HÄNDEL: WATERMUSIC
In de muziekwereld blijkt de Theems een streepje voor te hebben op de Tiber, de Seine, de Amstel en de Rotte. Die Theems bij Londen was namelijk de plaats waar een gedenkwaardige première plaatsvond. Händels Waternusic had toen namelijk geen vaste grond onder de voeten. In Engeland vierden het hof, de regenten of adel hun feesten tijdens boottochten met ‘live’ muziek. Wat was het geval?
Op 17 juli 1717 maakte de pas geïnstalleerde koning George I (uit het huis Hanover waar Händel in een vorig leven ooit diende) met zijn gevolg een tocht over de rivier van Lambeth naar Chelsea die door de Daily Courant als volgt werd omschreven: “Many barges with persons of quality attended, and so great a number of boats, that the whole river in a manner was cover’d; a city company’s barge was employ’d for the musick, wherein were 50 instruments of all sorts, who play’d…. the finest symphonies, compos’d express for the occasion, by mr Hendel; which his majesty liked so well, that he caus’d it to be plaid three times in going and returning.”Wat de krant ‘symphonies’ noemde, was in werkelijkheid een groep van drie orkestsuites (in F, D en G) die samen de titel Watermusic kregen. Zo’n oorspronkelijk in Duitsland in een wedijver met de formele elegantie van de Franse hofmuziek ontwikkelde suite, bestond uit een reeks contrasterende dansen die oorspronkelijk hun plaats hadden in de opera’s en balletten welke Lully schreef in opdracht van Lodewijk XIV. Aan die Franse elegante dansen voegde Händel ter wille van de couleur locale wat ruigere Engelse dansvormen zoals de hornpipe toe.
Een autograaf van de Watermusic is niet overgeleverd zodat de volgorde der dansen onduidelijk is. Maar zoals gezegd: we onderscheiden drie suites met verschillende toonaarden voor diverse instrumentcombinaties. Elk van die suites heeft een duidelijk eigen karakter. Die in F-groot is de meest extroverte en welsprekende voor 2 van elk hobo’s, fagot, hoorns plus strijkorkest. Het betreft hier voor de eerste keer het gebruik van hoorns in de Engelse muziek en zij domineren duidelijk ook al worden ze niet in elk deel ingezet. In de vijfdelige suite in D worden trompetten en pauken toegevoegd waardoor het resultaat ineens heel martiaal klinkt. Het intiemst van aard is de suite in G die mogelijk werd gespeeld tijdens het diner in de villa van lord Ranelagh in Chelsea. Hier wordt met een bezetting van blok- en dwarsfluiten plus strijkers meer de oorspronkelijke Franse herkomst benaderd. Dit is ook meer muziek voor binnen dan voor buiten.

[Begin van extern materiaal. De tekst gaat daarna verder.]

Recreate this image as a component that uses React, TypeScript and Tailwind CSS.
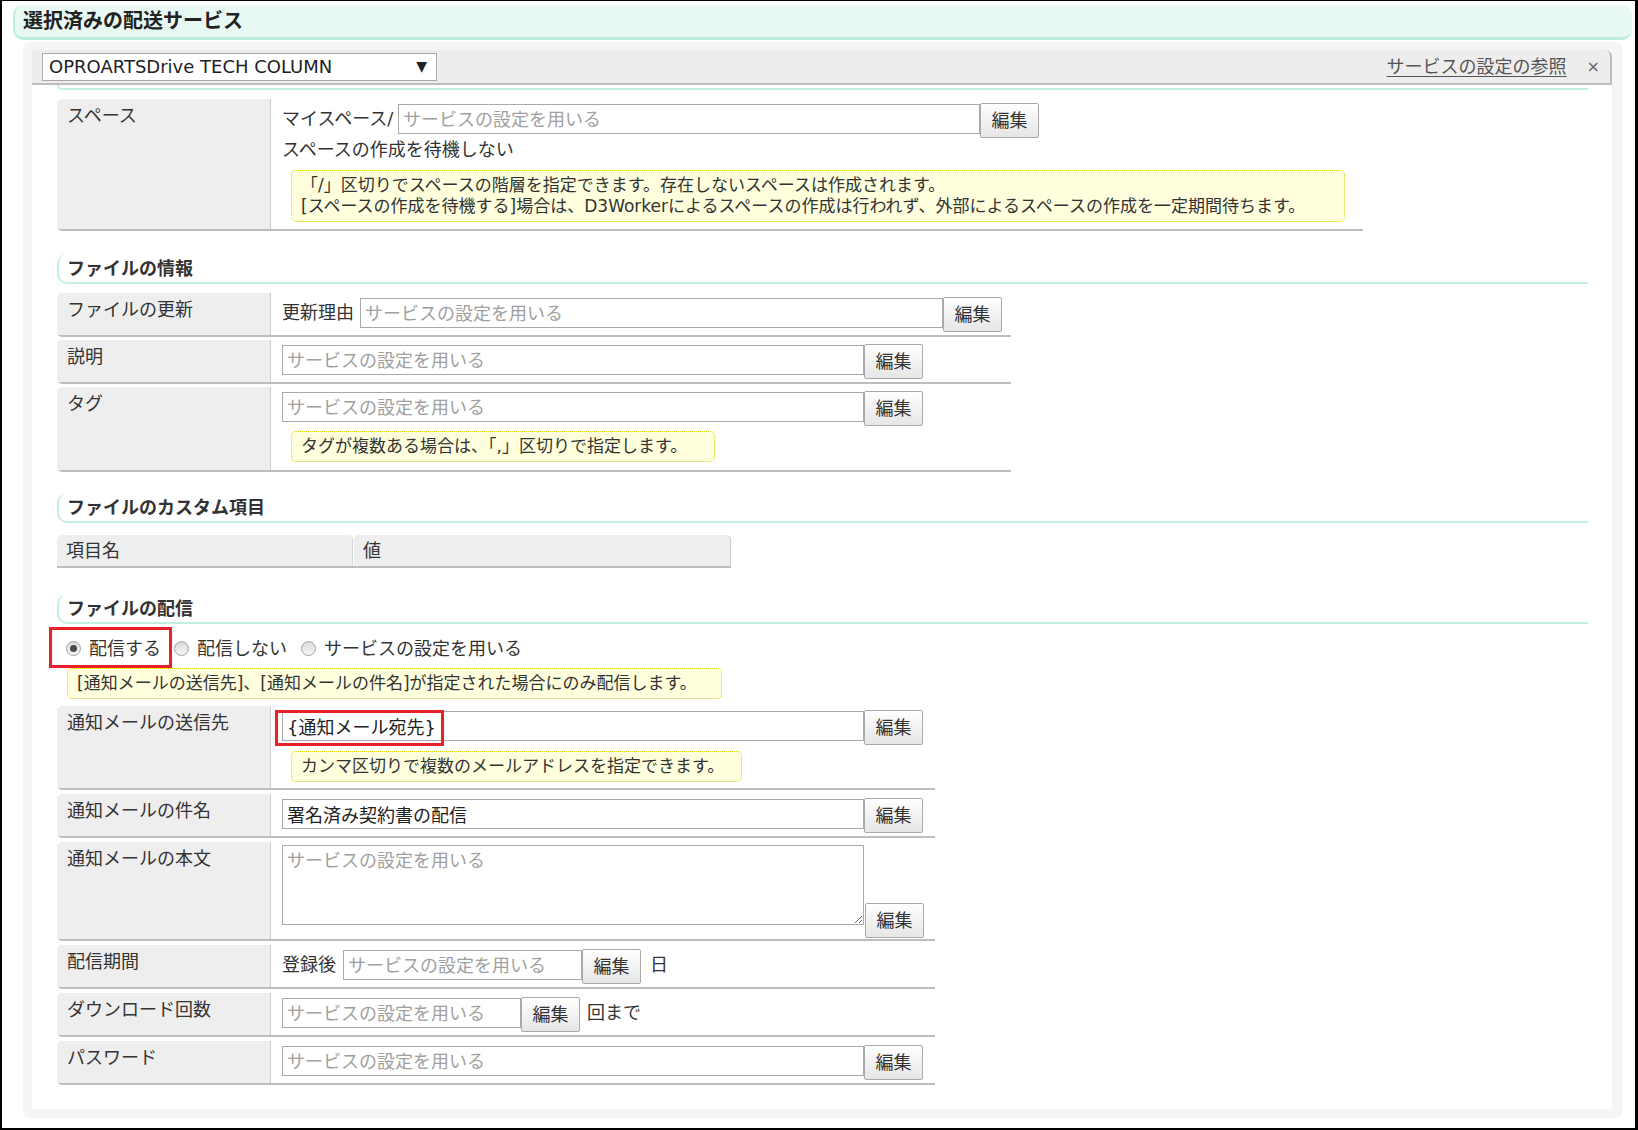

Het complete werk is verre te verkiezen boven de naderhand verbreide suites, die ook nog steeds in thans ongepaste orkestraties (van Hamilton Harty, Pearson en Snell bijvoorbeeld) de ronde doen. De mooiste complete versies leverden Gardiner (Philips 434.122-2), Savall (Astrée ES 99220), Niquet (Glossa GCD 921606) en Pinnock (Archiv 415.129-2). Wie liever moderne instrumenten hoort, kan terecht bij het Orpheus kamerorkest (DG 435.390-2).